Komponen biotik dan abiotik menjadi ciri khas suatu komunitas, umumnya spesies yang paling mendominasi, baik spesis tumbuhan dan hewan didukung dengan kondisi lingkungan yang menjadi faktor abiotiknya menjadi kunci dalam penentian tipe komunitas, melalui pengamatan yang dilakukan dan membandingkan dengan literatur yang ada, tipe komunitas yang kami amati adalah komunitas lapangan, di mana ciri khasnya adalah spesies Branchiaria sp. yang mendominasi dan tingkat penutupan lahan (vegetasinya) tinggi, atau dengan kata lain Branchiaria sp. menjadi landasan stratifikasi coverage (penutupan) pada komunitas lapangan merah UNPAD karena memiliki skala jumlah >10 (banyak, tidak terhitung) karena penutupan dari Brachiaria sp.meliputi 50% dari luas area amatan. Begitu pula semut yang terhitung banyak dan faktor fisik lingkungan yang mendukung, dapat menjadikan semut sebagai spesies ciri komunitas lapangan, dikarenakan habitat umumnya di ketinggian dataran rendah 600 mdpl.
14
BAB V
Kesimpulan
1. Penentuan tipe komunitas suatu lokasi penelitian dapat ditentukan dari komponen biotik dan abiotik yang menyusun komunitas tersebut. 2. Komponen biotik dan abiotik memberi pengaruh dalam penentuan tipe komunitas karena interaksi keduanya. Pengaruh komponen biotik dilihat dari penyebaran (dispersi ) spesies dominan yang menyusunnya. Spesies dominan ini dilihat dari skala penyebarannya dalam suatu komunitas. Didukung dengan kondisi fisik lingkungan sebagai penyokong kehidupan spesies-spesies yang ada dalam suatu komunitas. Contohnya pada lokasi amatan, komponen biotik yakni Brachiaria sp. yang mendominasi area amatan, dikatakan sebagai landasan stratifikasi coverage (penutupan) pada komunitas lapangan merah Unpad, karena memiliki skala kategori jumlah >10 dan tampak menutupi 50% dari luas area, dan semut sebagai komponen biotik berupa hewan yang juga mendominasi jumlahnya di lokasi amatan, keduanya didukung faktor fisik lingkungan (abiotik) yakni ketinggian 600 mdpl, tanah yang kering serta asam, yakni pH tanah 6.9 , menjadi penentu tipe komunitas lokasi pengamatan. Karena interaksi kedua komponen biotik dan abiotik yang mendominasi ini, tipe komunitas yang kami amati adalah komunitas lapangan.
15
DAFTAR PUSTAKA
Ewusie, J. Yanney. 1990. Pengantar Ekologi Tropika. Bandung : Penerbit ITB.

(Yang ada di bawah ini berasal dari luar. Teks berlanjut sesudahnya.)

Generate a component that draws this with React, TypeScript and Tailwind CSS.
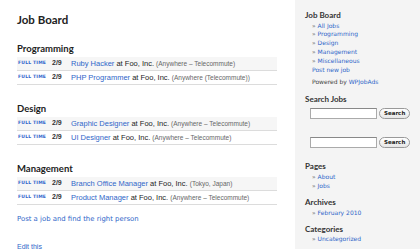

Fanindi, A dan Prawiradiputra, B. 2011. Karakteristisasi dan Pemanfaatan Rumput Branchiaria sp. Lokakarya Nasional Tanaman Pakan Ternak. Balai Penelitian Ternak Bogor.
Hardjowigeno, S. 1995. Ilmu Tanah. Jakarta : Akademika Pressindo.

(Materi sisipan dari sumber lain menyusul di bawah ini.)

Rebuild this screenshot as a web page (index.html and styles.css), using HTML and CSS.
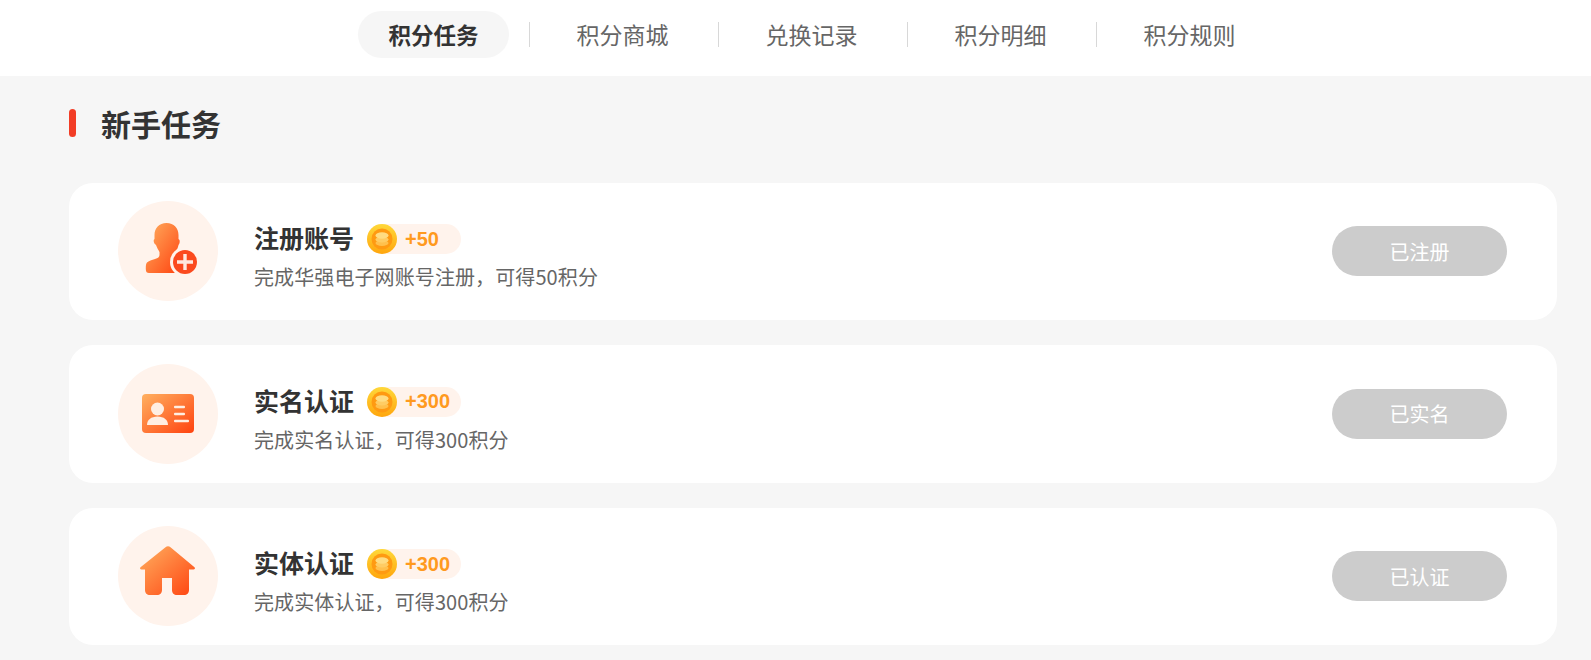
FILE: index.html
```html
<!DOCTYPE html>
<html lang="zh-CN">
<head>
    <meta charset="UTF-8" />
    <meta name="viewport" content="width=device-width, initial-scale=1.0"/>
    <title>积分任务</title>
    <link rel="stylesheet" href="styles.css">
</head>
<body>

<svg class="defs" width="0" height="0" aria-hidden="true">
    <defs>
        <linearGradient id="iconFill" x1="0" y1="0" x2="1" y2="1">
            <stop offset="0" stop-color="#ffb060"/>
            <stop offset="1" stop-color="#ff4310"/>
        </linearGradient>
        <linearGradient id="coinRim" x1="0" y1="0" x2="0" y2="1">
            <stop offset="0" stop-color="#ffd83a"/>
            <stop offset="1" stop-color="#ffa60d"/>
        </linearGradient>
        <g id="coin">
            <circle cx="15" cy="15" r="15" fill="url(#coinRim)"/>
            <circle cx="15" cy="15" r="10.5" fill="#ff9a12"/>
            <ellipse cx="15" cy="19" rx="6.5" ry="3" fill="#ffc04d"/>
            <ellipse cx="15" cy="15.5" rx="6.5" ry="3" fill="#ffcc63"/>
            <ellipse cx="15" cy="11.5" rx="6.5" ry="3.2" fill="#ffdc82"/>
        </g>
    </defs>
</svg>

<nav class="tabs">
    <a class="tab active">积分任务</a>
    <span class="tab-line"></span>
    <a class="tab">积分商城</a>
    <span class="tab-line"></span>
    <a class="tab">兑换记录</a>
    <span class="tab-line"></span>
    <a class="tab">积分明细</a>
    <span class="tab-line"></span>
    <a class="tab">积分规则</a>
</nav>

<main class="content">
    <h2 class="section-title">新手任务</h2>

    <div class="task">
        <div class="task-icon">
            <svg viewBox="0 0 100 100" width="100" height="100">
                <path fill="url(#iconFill)" d="M48.500 22C41 22 36.500 27 36.500 34V38C35.500 38.500 35.500 40 36 41.500C36.500 43 37.500 43.500 38 44C39 47 40.500 49 41.500 51V54C41.500 56 40 57 37 58C34 59 30.500 60 29 61.500C28 62.500 27.800 64 27.800 68C27.800 71 29 72 31 72H60L56 52L58 50C59.500 48 60 46 60.500 44C61.500 43 62 41 61.500 39L60.500 38V34C60.500 27 56 22 48.500 22Z"/>
                <circle cx="67" cy="61" r="15" fill="#fff3ec"/>
                <circle cx="67" cy="61" r="12" fill="#fb4a1e"/>
                <path fill="#ffe9df" d="M65.300 53h3.400v6.300H75v3.400h-6.300V69h-3.400v-6.300H59v-3.400h6.300z"/>
            </svg>
        </div>
        <div class="task-info">
            <div class="task-head">
                <span class="task-name">注册账号</span>
                <span class="points">
                    <svg class="coin" viewBox="0 0 30 30" width="30" height="30"><use href="#coin"/></svg>
                    <b>+50</b>
                </span>
            </div>
            <p class="task-desc">完成华强电子网账号注册，可得50积分</p>
        </div>
        <button class="task-btn">已注册</button>
    </div>

    <div class="task">
        <div class="task-icon">
            <svg viewBox="0 0 100 100" width="100" height="100">
                <rect x="24" y="30" width="52" height="39" rx="4" fill="url(#iconFill)"/>
                <circle cx="39.500" cy="45" r="6.500" fill="#ffeee2"/>
                <path fill="#ffeee2" d="M29 61c0-5 4-8.500 10.500-8.500S50 56 50 61z"/>
                <rect x="56" y="41.800" width="11" height="2.400" rx="1" fill="#ffeee2"/>
                <rect x="56" y="48.800" width="11" height="2.400" rx="1" fill="#ffeee2"/>
                <rect x="56" y="55.800" width="15" height="2.400" rx="1" fill="#ffeee2"/>
            </svg>
        </div>
        <div class="task-info">
            <div class="task-head">
                <span class="task-name">实名认证</span>
                <span class="points">
                    <svg class="coin" viewBox="0 0 30 30" width="30" height="30"><use href="#coin"/></svg>
                    <b>+300</b>
                </span>
            </div>
            <p class="task-desc">完成实名认证，可得300积分</p>
        </div>
        <button class="task-btn">已实名</button>
    </div>

    <div class="task">
        <div class="task-icon">
            <svg viewBox="0 0 100 100" width="100" height="100">
                <path fill="url(#iconFill)" d="M47.500 21.200c1.500-1.200 3.500-1.200 5 0l24 20c1 1 .3 2.300-1 2.300H71V64c0 3-2 5-5 5h-7c-3 0-5-2-5-5V52H44v12c0 3-2 5-5 5h-7c-3 0-5-2-5-5V43.500h-3.500c-1.300 0-2-1.300-1-2.300z"/>
            </svg>
        </div>
        <div class="task-info">
            <div class="task-head">
                <span class="task-name">实体认证</span>
                <span class="points">
                    <svg class="coin" viewBox="0 0 30 30" width="30" height="30"><use href="#coin"/></svg>
                    <b>+300</b>
                </span>
            </div>
            <p class="task-desc">完成实体认证，可得300积分</p>
        </div>
        <button class="task-btn">已认证</button>
    </div>
</main>

</body>
</html>
```

FILE: styles.css
```css
* {
    box-sizing: border-box;
}

body {
    margin: 0;
    background-color: #f6f6f6;
    font-family: "Noto Sans CJK SC", "Liberation Sans", sans-serif;
    overflow: hidden;
}

.defs {
    display: block;
    height: 0;
}

.tabs {
    display: flex;
    align-items: center;
    justify-content: center;
    height: 76px;
    padding: 0 0 7px 32px;
    background-color: #ffffff;
}

.tab {
    width: 151px;
    height: 47px;
    line-height: 47px;
    text-align: center;
    font-size: 23px;
    color: #666666;
    border-radius: 24px;
}

.tab.active {
    background-color: #f6f6f6;
    color: #333333;
    font-size: 22.5px;
    font-weight: 700;
}

.tab-line {
    width: 1px;
    height: 25px;
    margin: 0 17px 0 20px;
    background-color: #d8d8d8;
}

.content {
    padding: 0 34px 0 69px;
}

.section-title {
    display: flex;
    align-items: center;
    gap: 25px;
    height: 106.75px;
    margin: 0;
    padding-bottom: 13px;
    font-size: 30px;
    font-weight: 700;
    color: #333333;
}

.section-title::before {
    content: "";
    width: 7px;
    height: 28px;
    border-radius: 4px;
    background-color: #f23d26;
}

.task {
    display: flex;
    align-items: center;
    height: 137.5px;
    margin-bottom: 25px;
    padding: 0 50px 1px 49px;
    background-color: #ffffff;
    border-radius: 24px;
}

.task-icon {
    width: 100px;
    height: 100px;
    margin-right: 36px;
    border-radius: 50%;
    background-color: #fff3ec;
}

.task-icon svg {
    display: block;
}

.task-info {
    flex: 1;
    padding-top: 14px;
}

.task-head {
    display: flex;
    align-items: center;
    gap: 13px;
    height: 30px;
}

.task-name {
    padding-bottom: 4px;
    font-size: 25px;
    font-weight: 700;
    color: #333333;
}

.points {
    display: flex;
    align-items: center;
    width: 94px;
    height: 30px;
    border-radius: 15px;
    background-color: #fff3ec;
}

.coin {
    flex: none;
}

.points b {
    margin-left: 8px;
    font-family: "Liberation Sans", sans-serif;
    font-size: 20px;
    font-weight: 700;
    color: #ff9a1f;
}

.task-desc {
    margin: 8px 0 0;
    font-size: 20px;
    line-height: 30px;
    letter-spacing: 0.1px;
    color: #666666;
}

.task-btn {
    width: 175px;
    height: 50px;
    border: 0;
    border-radius: 25px;
    background-color: #cccccc;
    color: #ffffff;
    font-family: inherit;
    font-size: 20px;
}
```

Haris. 2010.Habitat Semut.http://haris1aja.wordpress.com/2010/04/01/habitat-semut/ . Diakses tanggal 13 oktober 2012
Loveless, M. D. 1989. The genetic structure of tropical tree populations: Associations with reproductive biology. pp 131-146 In Bock, J. H. and Y. B. Linhart (eds.) Plant Evolutionary Ecology. Westview Press, Boulder Colo
Pritchett, W.L. 1979. Properties and Management of Forest Soils. New York, NY: John Wiley & Sons.
Resosoedarmo, Sujiran. R . 1985. Pengantar Ekologi. Bandung : Remaja Karya CV.
Syafei, E.S. 1994. Pengantar Ekologi Tumbuhan. Bandung: FMIPA ITB.